Aber war das genug? Vielleicht nicht und doch erteilte Andres Revolution und Tyrannenmord eine literarische Absage. In seinen beiden berühmtesten Novellen, die derzeit nur noch antiquarisch erhältlich sind, laden die Protagonisten allerdings auch durch ihren Gewaltverzicht eine Schuld auf sich, die nicht mehr abgetragen werden kann: El Greco begegnet seinem „heiligen Henker“ am Ende verstehend und versöhnend, während der Mönch und Soldat Paco seine Tatenlosigkeit in „Wir sind Utopia“ mit dem eigenen Tod und dem von 200 Mitgefangenen bezahlt.

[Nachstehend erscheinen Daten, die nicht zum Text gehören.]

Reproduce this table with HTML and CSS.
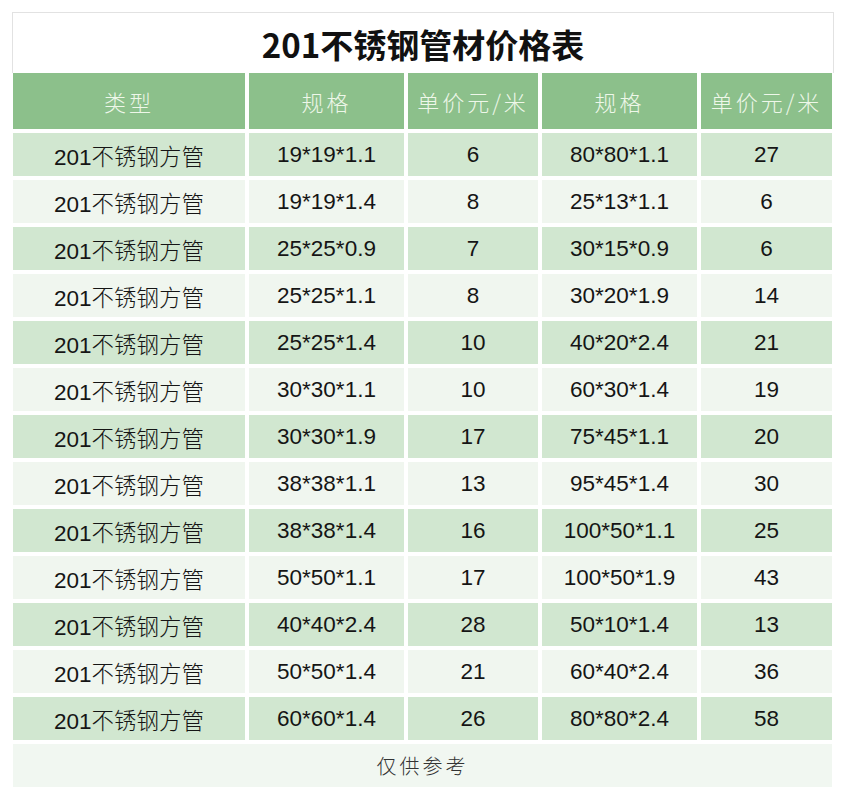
FILE: index.html
```html
<!DOCTYPE html>
<html lang="zh">
<head>
<meta charset="utf-8">
<link rel="stylesheet" href="styles.css">
</head>
<body>
<div class="page">
  <div class="title">201不锈钢管材价格表</div>
  <div class="grid">
    <div class="h">类型</div><div class="h">规格</div><div class="h">单价元/米</div><div class="h">规格</div><div class="h">单价元/米</div>
    <div class="c o">201不锈钢方管</div><div class="c o">19*19*1.1</div><div class="c o">6</div><div class="c o">80*80*1.1</div><div class="c o">27</div>
    <div class="c e">201不锈钢方管</div><div class="c e">19*19*1.4</div><div class="c e">8</div><div class="c e">25*13*1.1</div><div class="c e">6</div>
    <div class="c o">201不锈钢方管</div><div class="c o">25*25*0.9</div><div class="c o">7</div><div class="c o">30*15*0.9</div><div class="c o">6</div>
    <div class="c e">201不锈钢方管</div><div class="c e">25*25*1.1</div><div class="c e">8</div><div class="c e">30*20*1.9</div><div class="c e">14</div>
    <div class="c o">201不锈钢方管</div><div class="c o">25*25*1.4</div><div class="c o">10</div><div class="c o">40*20*2.4</div><div class="c o">21</div>
    <div class="c e">201不锈钢方管</div><div class="c e">30*30*1.1</div><div class="c e">10</div><div class="c e">60*30*1.4</div><div class="c e">19</div>
    <div class="c o">201不锈钢方管</div><div class="c o">30*30*1.9</div><div class="c o">17</div><div class="c o">75*45*1.1</div><div class="c o">20</div>
    <div class="c e">201不锈钢方管</div><div class="c e">38*38*1.1</div><div class="c e">13</div><div class="c e">95*45*1.4</div><div class="c e">30</div>
    <div class="c o">201不锈钢方管</div><div class="c o">38*38*1.4</div><div class="c o">16</div><div class="c o">100*50*1.1</div><div class="c o">25</div>
    <div class="c e">201不锈钢方管</div><div class="c e">50*50*1.1</div><div class="c e">17</div><div class="c e">100*50*1.9</div><div class="c e">43</div>
    <div class="c o">201不锈钢方管</div><div class="c o">40*40*2.4</div><div class="c o">28</div><div class="c o">50*10*1.4</div><div class="c o">13</div>
    <div class="c e">201不锈钢方管</div><div class="c e">50*50*1.4</div><div class="c e">21</div><div class="c e">60*40*2.4</div><div class="c e">36</div>
    <div class="c o">201不锈钢方管</div><div class="c o">60*60*1.4</div><div class="c o">26</div><div class="c o">80*80*2.4</div><div class="c o">58</div>
    <div class="foot">仅供参考</div>
  </div>
</div>
</body>
</html>
```
FILE: styles.css
```css
html, body {
  margin: 0;
  padding: 0;
  background: #ffffff;
}
.page {
  padding-top: 12px;
  font-family: "Liberation Sans", "Noto Sans CJK SC", sans-serif;
}
.title {
  box-sizing: border-box;
  margin-left: 12px;
  width: 822px;
  height: 61px;
  border: 1px solid #e2e2e2;
  border-bottom: none;
  display: flex;
  align-items: center;
  justify-content: center;
  font-family: "Noto Sans CJK SC", sans-serif;
  font-weight: 700;
  font-size: 33px;
  color: #111;
  padding-top: 2px;
}
.grid {
  margin-left: 13px;
  display: grid;
  grid-template-columns: 232px 155px 130px 155px 131px;
  grid-template-rows: 56px;
  grid-auto-rows: 43px;
  column-gap: 4px;
  row-gap: 4px;
}
.h {
  background: #8cc08b;
  color: #eef7e9;
  font-family: "Noto Sans CJK SC", sans-serif;
  font-weight: 300;
  font-size: 22px;
  letter-spacing: 3px;
  display: flex;
  align-items: center;
  justify-content: center;
}
.c {
  display: flex;
  align-items: center;
  justify-content: center;
  font-size: 22.5px;
  font-weight: 300;
  color: #151515;
}
.o { background: #d1e7d0; }
.e { background: #f0f6ef; }
.foot {
  grid-column: 1 / -1;
  background: #f1f7f1;
  display: flex;
  align-items: center;
  justify-content: center;
  font-family: "Noto Sans CJK SC", sans-serif;
  font-weight: 300;
  font-size: 20px;
  letter-spacing: 3px;
  color: #333;
}
```
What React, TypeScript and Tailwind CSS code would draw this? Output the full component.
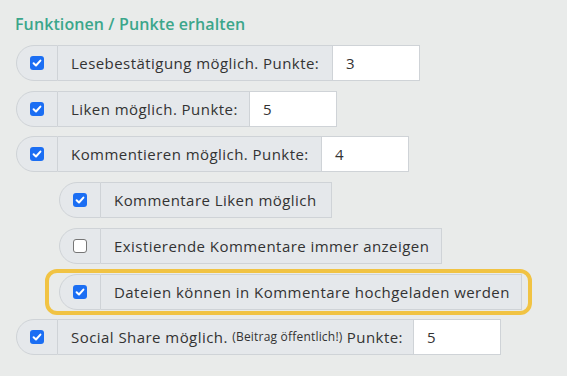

Der christliche Existenzialismus bot Stefan Andres einen Weg, der über den Ausgang seiner Geschichten hinauswies. Denn obwohl sich der ehemalige Klosterschüler und Beinahe-Priester, der Deutschland 1961 ein weiteres Mal verließ und in Rom eine neue Heimat fand, unvoreingenommen mit den Vergehen und dem historischen Versagen seiner Kirche auseinandersetzte, blieb er ihrer Bilderwelt und Sprachgewalt verhaftet. Andres´ Texte fragen nach der Rechtfertigung menschlichen Handels, nach persönlicher Verantwortung, Schuld und Sühne, aber sie suchen auch nach den Erscheinungsformen einer letztgültigen, unverrückbaren Instanz, die den Maßstab für Gut und Böse bildet und möglicherweise bereit ist, einen Teil unserer Last zu tragen. Stefan Andres hat in vergleichsweise kurzer Zeit eine riesige Leserschaft verloren – sicher auch weil seine zaghafte Hoffnung in einer säkularen Gesellschaft kaum mehr geteilt wird.